Loss of confidence seeps almost unnoticed into churches. And it’s hard to reverse – particularly when the tide is running against you in other ways.
My visit to the Aer Lingus/Knock issues yesterday reminds me of the days when the Irish Catholic Church had real confidence.
Monsignor James Horan was the administrator of the Marian Shrine at Knock – if you’ll forgive the pun – in a particularly God-forsaken part of Co Mayo. He decided to make it his objective to achieve a visit from Pope John Paul – which duly came about in 1979. At that point the Shrine became a Basilica. Not content with that, he next decided to establish an International Airport at Knock. By the exercise of all sorts of political wiles and a fair amount of bare-faced cheek, he achieved that in 1986 and Horan International Airport was duly opened. The New Ireland has diminished it to Ireland West Airport – Knock.

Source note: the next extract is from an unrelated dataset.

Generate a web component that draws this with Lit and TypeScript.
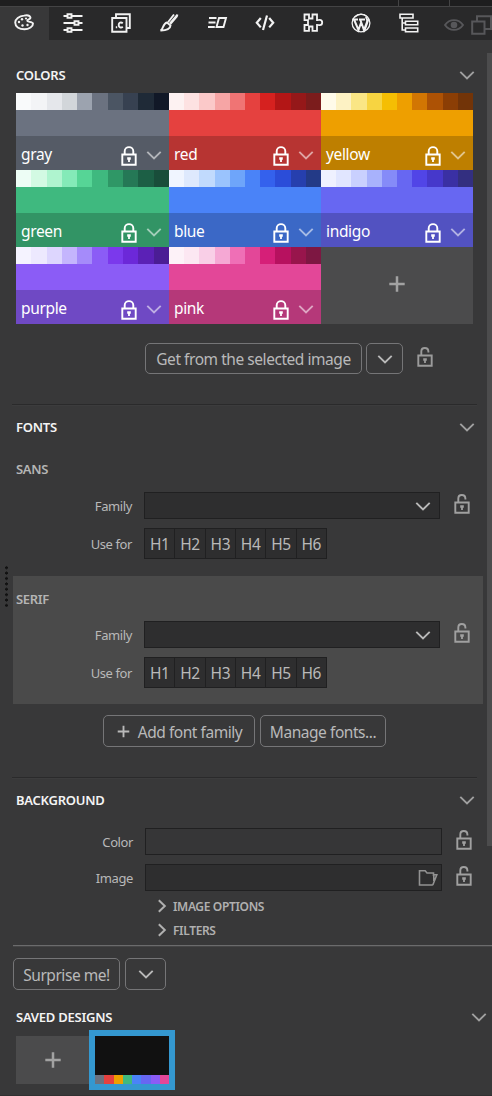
import { LitElement, html, svg, css } from "lit";
import { customElement, property } from "lit/decorators.js";

const ICONS: Record<string, any> = {
  palette: svg`<path d="M10 2.600C14 1.700 16 3 16.500 4.500C17 6.500 13 6.200 13.200 7.800C13.500 9.300 18.500 8.300 19 10.500C19.200 13.500 15 16.300 10.500 16.300C5 16.300 1.200 13.500 1.200 9.600C1.200 6 5 3 10 2.600Z" stroke-width="1.900"/><g fill="currentColor" stroke="none"><circle cx="5" cy="9" r="1.200"/><circle cx="8" cy="6.200" r="1.200"/><circle cx="12" cy="5.500" r="1.100"/><circle cx="8.500" cy="12.500" r="1.200"/><circle cx="13.500" cy="12" r="1.200"/></g>`,
  sliders: svg`<path d="M.5 3H4M9 3H19.500M.5 10H11M16 10H19.500M.5 17H4M9 17H19.500"/><path d="M4.500 1.300H8.500V4.700H4.500ZM11.500 8.300H15.500V11.700H11.500ZM4.500 15.300H8.500V18.700H4.500Z"/>`,
  classes: svg`<path d="M5 4.500V1.200H18.800V15H15.500M1.200 5H15.500V18.800H1.200Z"/><path d="M11.800 10.200C9.800 8.600 7.700 9.800 7.700 12C7.700 14.200 9.900 15.300 11.800 13.800M4.800 14.200H6.200" stroke-width="1.900"/>`,
  brush: svg`<path d="M18.500 1.500L11 10.300M15 1.500L9.200 9M18.500 1.500L17.800 3.500L11.500 11M8 9.500L11.500 12.500C11.500 15.500 8 17.600 1.500 17.500C4.500 16.500 3.500 10.500 8 9.500Z" stroke-width="1.900"/>`,
  fast: svg`<path d="M2 5H9.500M1.500 9.500H8.500M1 14H7.800M12 5H19L16.500 14H9.500Z" stroke-width="1.900"/>`,
  code: svg`<path d="M5.800 5L1.800 9.700L5.800 14.400M14.200 5L18.200 9.700L14.200 14.400M12 2.500L8 17" stroke-width="2.200"/>`,
  puzzle: svg`<path d="M1.500 1.500H6V5.500H9.500V1.500H14V7.200C15.500 7.200 15.300 6.800 16.800 6.800C20 6.800 20 12.200 16.800 12.200C15.300 12.200 15.500 11.800 14 11.800V17.800H9.500V13.500H6V17.800H1.500V12H5V7.200H1.500Z" stroke-width="1.800"/>`,
  wp: svg`<circle cx="10" cy="10" r="8.900" stroke-width="1.300"/><path d="M1.300 6.500H7M8 6.500H14M3 6.500L7.500 17L10.300 9M9.200 6.500L13 17L16 9C17 6.500 15 5.500 15.200 3.800" stroke-width="2"/><path d="M4 4C7 .8 12.500 .5 15.500 3.300M17.800 6L14 17" stroke-width="1.300"/>`,
  tree: svg`<path d="M1 1.200H14V5H1ZM6.500 8.200H18.700V11.700H6.500ZM6.500 15H18.700V18.700H6.500ZM3.200 5V17H6.500M3.200 10H6.500" stroke-width="1.600"/>`,
  eye: svg`<path d="M1 10C5.500 3.500 14.500 3.500 19 10C14.500 16.500 5.500 16.500 1 10Z"/><circle cx="10" cy="10" r="3.300" fill="currentColor" stroke="none"/>`,
  copy: svg`<path d="M6 6V1.200H20V14H14M1.200 6.500H13.500V18.800H1.200Z" stroke-width="2"/>`,
  chev: svg`<path d="M3.300 6.800L10 13.500L16.700 6.800" stroke-width="1.900"/>`,
  right: svg`<path d="M6.800 4.300L12.800 10L6.800 15.700" stroke-width="2"/>`,
  plus: svg`<path d="M10 2.300V17.700M2.300 10H17.700" stroke-width="2.500"/>`,
  lock: svg`<path d="M3.300 8.500H16.700V18.800H3.300ZM5.700 8.500V5.300C5.700-.3 14.300-.3 14.300 5.300V8.500" stroke-width="1.900"/><path d="M8.200 11.200H11.800V13.800H10.900V16H9.100V13.800H8.200Z" fill="currentColor" stroke="none"/>`,
  unlock: svg`<path d="M3.300 8.500H16.700V18.800H3.300ZM6.300 8.500V4.500C6.300-.2 13.300-.2 13.400 4.500V5.400" stroke-width="1.900"/><path d="M8.200 11.200H11.800V13.800H10.900V16H9.100V13.800H8.200Z" fill="currentColor" stroke="none"/>`,
  folder: svg`<path d="M14.800 17H1.500V2.800H7.200L9 5H15.500V8M14.800 17L18.800 6.800H15.800V13" stroke-width="1.600"/>`,
};

@customElement("ui-icon")
class UiIcon extends LitElement {
  @property() name = "chev";
  static styles = css`
    :host { display: block; flex: none; width: 20px; height: 20px; }
    svg { display: block; width: 100%; height: 100%; overflow: visible; fill: none; stroke: currentColor; stroke-width: 1.900; }
  `;
  render() {
    return html`<svg viewBox="0 0 20 20">${ICONS[this.name]}</svg>`;
  }
}

const COLORS: [string, string[]][] = [
  ["gray", ["#f9fafb", "#f3f4f6", "#e5e7eb", "#d2d6da", "#9ca3af", "#6b7280", "#4b5563", "#374151", "#1f2a37", "#111827"]],
  ["red", ["#fdf2f2", "#fde2e2", "#fbc9c9", "#f6a5a5", "#f07474", "#e5413f", "#d6211f", "#b31616", "#951819", "#7b1c1c"]],
  ["yellow", ["#fffbea", "#fdf2c4", "#fae685", "#f7d441", "#f5be03", "#ee9f00", "#d27603", "#ad5205", "#8b3e05", "#723408"]],
  ["green", ["#edfdf5", "#d3fae3", "#aff4cf", "#84eab8", "#56d596", "#3fb97f", "#2f9766", "#257856", "#1c5f45", "#194d3a"]],
  ["blue", ["#f0f5ff", "#dee9fd", "#c1dafd", "#9ac3fd", "#6ea5fa", "#4a83f8", "#3461ed", "#2b4dd9", "#263fae", "#233a87"]],
  ["indigo", ["#eff1ff", "#e1e6ff", "#c9d0fe", "#a8b2fc", "#858bf8", "#6767f2", "#5145e7", "#4638cb", "#3a30a4", "#332f80"]],
  ["purple", ["#f5f3ff", "#ede9fe", "#ddd6fe", "#c4b5fd", "#a58bfa", "#8b5cf6", "#7b39ec", "#6c28d9", "#5b21b6", "#4b1d95"]],
  ["pink", ["#fdf2f8", "#fce7f2", "#f9cfe7", "#f5a8d4", "#ef6fb6", "#e34798", "#d61f78", "#b7115f", "#98154c", "#7d1742"]],
];

@customElement("app-root")
class AppRoot extends LitElement {
  static styles = css`
    :host { display: block; position: relative; box-sizing: border-box; width: 492px; height: 1096px; overflow: hidden; background: #383839; color: #b9b9b9; font: 15.500px/20px "Noto Sans", sans-serif; letter-spacing: -0.450px; white-space: nowrap; }
    * { box-sizing: border-box; }
    .strip { height: 7px; background: #1e1e1f; border-bottom: 1px solid #444445; display: flex; padding-left: 398px; }
    .strip i { width: 52px; border: solid #444445; border-width: 0 1px; }
    .tabs { display: flex; height: 33px; background: #29292a; color: #f2f2f2; }
    .tab { width: 48px; flex: none; display: grid; place-items: center; padding: 0 1px 1px 0; }
    .tab.on { width: 49px; background: #383839; }
    .tab.dim { color: #57575a; padding-top: 3px; }
    .tab.dim.a { width: 41px; padding-right: 0; }
    .tab.dim.b { width: 20px; margin-left: -3px; justify-items: start; }
    .head { display: flex; align-items: center; justify-content: space-between; height: 20px; margin: 0 15px 0 16px; font-size: 13px; font-weight: 600; color: #f4f4f4; letter-spacing: -0.250px; }
    .head ui-icon { color: #a0a0a0; margin-top: -1px; }
    .head.saved { margin: 17px 3px 0 16px; }
    .grid { display: grid; grid-template-columns: 153px 152px 152px; grid-auto-rows: 77px; margin: 8px 0 0 16px; }
    .cell { display: flex; flex-direction: column; }
    .shades { height: 17px; display: flex; }
    .shades i { flex: 1; }
    .name { margin-top: 26px; height: 34px; background: rgba(0, 0, 0, 0.200); color: #fff; display: flex; align-items: center; padding: 0 5px; font-size: 15.500px; letter-spacing: -0.350px; }
    .name span { flex: 1; margin-top: 1px; }
    .name ui-icon { margin: 5px 5px 0 0; }
    .name ui-icon.c { opacity: .55; margin: 4px 0 0 0; }
    .add { background: #4b4b4c; display: grid; place-items: center; color: #a2a2a2; }
    .grid .add { padding-bottom: 3px; }
    .thumbs .add { padding-bottom: 1px; }
    .row { display: flex; }
    .btn { height: 32px; border: 1px solid #757577; border-radius: 5px; display: flex; align-items: center; justify-content: center; padding-top: 1px; }
    .btn > ui-icon { margin-top: -1px; }
    .from { margin: 19px 0 0 145px; height: 31px; align-items: center; }
    .from .btn { height: 31px; }
    .from ui-icon.l { margin: -4px 0 0 12px; color: #9b9b9b; }
    .rule { height: 2px; background: linear-gradient(#2a2a2b 50%, #3c3c3d 50%); margin: 0 15px 0 12px; }
    .sub { font-size: 13px; font-weight: 600; color: #b5b5b5; height: 20px; letter-spacing: -0.350px; }
    .sans { margin: 22px 9px 0 13px; height: 117px; padding-left: 3px; }
    .serif { margin: 0 9px 0 13px; height: 128px; background: #4a4a4a; padding: 13px 0 0 3px; }
    .field { display: flex; align-items: center; }
    .lab { width: 116px; margin-right: 12px; text-align: right; font-size: 13px; letter-spacing: -0.400px; flex: none; }
    .box { border: 1px solid #202021; background: #2e2e2f; width: 296px; height: 27px; display: flex; justify-content: flex-end; align-items: center; padding-right: 6px; }
    .field ui-icon.l { margin: -3px 0 0 11.500px; color: #a0a0a0; }
    .box ui-icon { margin-top: 1px; }
    .hs { display: flex; border: 1px solid #202021; background: #2e2e2f; width: 183px; height: 31px; font-size: 15.500px; letter-spacing: -0.400px; }
    .hs span { flex: 1; display: grid; place-items: center; padding-top: 1px; }
    .hs span + span { border-left: 1px solid #202021; }
    .bg .lab { width: 133px; }
    .bg .box { width: 297px; }
    .bg .flat { background: #363637; }
    .more { display: flex; align-items: center; height: 24px; margin-left: 152px; font-size: 12px; font-weight: 600; gap: 1px; letter-spacing: -0.350px; color: #b0b0b0; }
    .more span { padding-top: 1px; }
    .split { height: 2px; background: #6b6b6c; margin-left: 13px; border-bottom: 1px solid #454546; }
    .thumbs { display: flex; margin: 3px 0 0 16px; align-items: center; }
    .thumbs .add { width: 73px; height: 48px; }
    .pick { width: 86px; height: 60px; border: 6px solid #3498d0; background: #111; display: flex; align-items: flex-end; }
    .pick i { flex: 1; height: 9px; }
    .scroll { position: absolute; left: 487px; top: 53px; width: 5px; height: 793px; background: #4c4c4d; }
    .grip { position: absolute; left: 5px; top: 565px; width: 3px; height: 42px; background: radial-gradient(circle, #111 1.200px, transparent 1.700px) 0 0 / 3px 5.400px; }
    .foot { position: absolute; left: 0; right: 0; top: 1095px; height: 1px; background: #303031; }
  `;

  private family(name: string, lead: number) {
    return html`
      <div class="sub">${name}</div>
      <div class="field" style="margin-top:${lead}px">
        <span class="lab">Family</span>
        <div class="box"><ui-icon name="chev"></ui-icon></div>
        <ui-icon class="l" name="unlock"></ui-icon>
      </div>
      <div class="field" style="margin-top:9px">
        <span class="lab">Use for</span>
        <div class="hs">${[1, 2, 3, 4, 5, 6].map((n) => html`<span>H${n}</span>`)}</div>
      </div>`;
  }

  render() {
    return html`
      <div class="strip"><i></i></div>
      <div class="tabs">
        ${["palette", "sliders", "classes", "brush", "fast", "code", "puzzle", "wp", "tree"].map(
          (n, i) => html`<div class="tab ${i ? "" : "on"}"><ui-icon name=${n}></ui-icon></div>`
        )}
        <div class="tab dim a"><ui-icon name="eye"></ui-icon></div>
        <div class="tab dim b"><ui-icon name="copy"></ui-icon></div>
      </div>
      <div class="head" style="margin-top:25px">COLORS<ui-icon name="chev"></ui-icon></div>
      <div class="grid">
        ${COLORS.map(
          ([name, shades]) => html`<div class="cell" style="background:${shades[5]}">
            <div class="shades">${shades.map((c) => html`<i style="background:${c}"></i>`)}</div>
            <div class="name"><span>${name}</span><ui-icon name="lock"></ui-icon><ui-icon class="c" name="chev"></ui-icon></div>
          </div>`
        )}
        <div class="add"><ui-icon name="plus"></ui-icon></div>
      </div>
      <div class="row from">
        <div class="btn" style="width:217px">Get from the selected image</div>
        <div class="btn" style="width:37px;margin-left:4px"><ui-icon name="chev"></ui-icon></div>
        <ui-icon class="l" name="unlock"></ui-icon>
      </div>
      <div class="rule" style="margin-top:30px"></div>
      <div class="head" style="margin-top:11px">FONTS<ui-icon name="chev"></ui-icon></div>
      <div class="sans">${this.family("SANS", 13)}</div>
      <div class="serif">${this.family("SERIF", 12)}</div>
      <div class="row" style="margin:11px 0 0 103px;gap:5px">
        <div class="btn" style="width:152px;gap:7px"><ui-icon name="plus" style="width:15px;height:15px"></ui-icon>Add font family</div>
        <div class="btn" style="width:126px">Manage fonts...</div>
      </div>
      <div class="rule" style="margin-top:30px"></div>
      <div class="head" style="margin-top:11px">BACKGROUND<ui-icon name="chev"></ui-icon></div>
      <div class="bg">
        <div class="field" style="margin-top:18px">
          <span class="lab">Color</span><div class="box flat"></div><ui-icon class="l" name="unlock"></ui-icon>
        </div>
        <div class="field" style="margin-top:9px">
          <span class="lab">Image</span><div class="box" style="padding-right:3px;color:#929292"><ui-icon name="folder"></ui-icon></div><ui-icon class="l" name="unlock"></ui-icon>
        </div>
      </div>
      <div class="more" style="margin-top:3px"><ui-icon name="right"></ui-icon><span>IMAGE OPTIONS</span></div>
      <div class="more"><ui-icon name="right"></ui-icon><span>FILTERS</span></div>
      <div class="split" style="margin-top:3px"></div>
      <div class="row" style="margin:11px 0 0 13px;gap:5px">
        <div class="btn" style="width:107px">Surprise me!</div>
        <div class="btn" style="width:41px"><ui-icon name="chev"></ui-icon></div>
      </div>
      <div class="head saved">SAVED DESIGNS<ui-icon name="chev"></ui-icon></div>
      <div class="thumbs">
        <div class="add"><ui-icon name="plus"></ui-icon></div>
        <div class="pick">${COLORS.map(([, s]) => html`<i style="background:${s[5]}"></i>`)}</div>
      </div>
      <div class="scroll"></div>
      <div class="grip"></div>
      <div class="foot"></div>
    `;
  }
}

Mention of the Pope’s visit also reminds one of the remarkable Eamonn Casey, Bishop of Galway, who gathered thousands of young people to meet the Pope at Galway Racecourse. Casey had been one of the founders of Shelter during his time in London and he was a dynamic and charismatic individual by any standards. Sadly, some of his dynamism was misplaced and he was brought down by the revelation that he had fathered a child – a case of ‘Dougal – whatever you do, don’t mention Bishop Brennan’s son’
And the point of balance for the loss of confidence in a strange way proved to be that very same visit of the Pope – an extraordinary demonstration of the strength of Catholic Ireland and rapid decline from that moment onwards.
The Irish Times reports today that Ireland has built 249000 homes between 2001 and 2006. 248000 of them seem to be on the road up to Blogstead Na Mara. 12% of all houses in Donegal are holiday homes.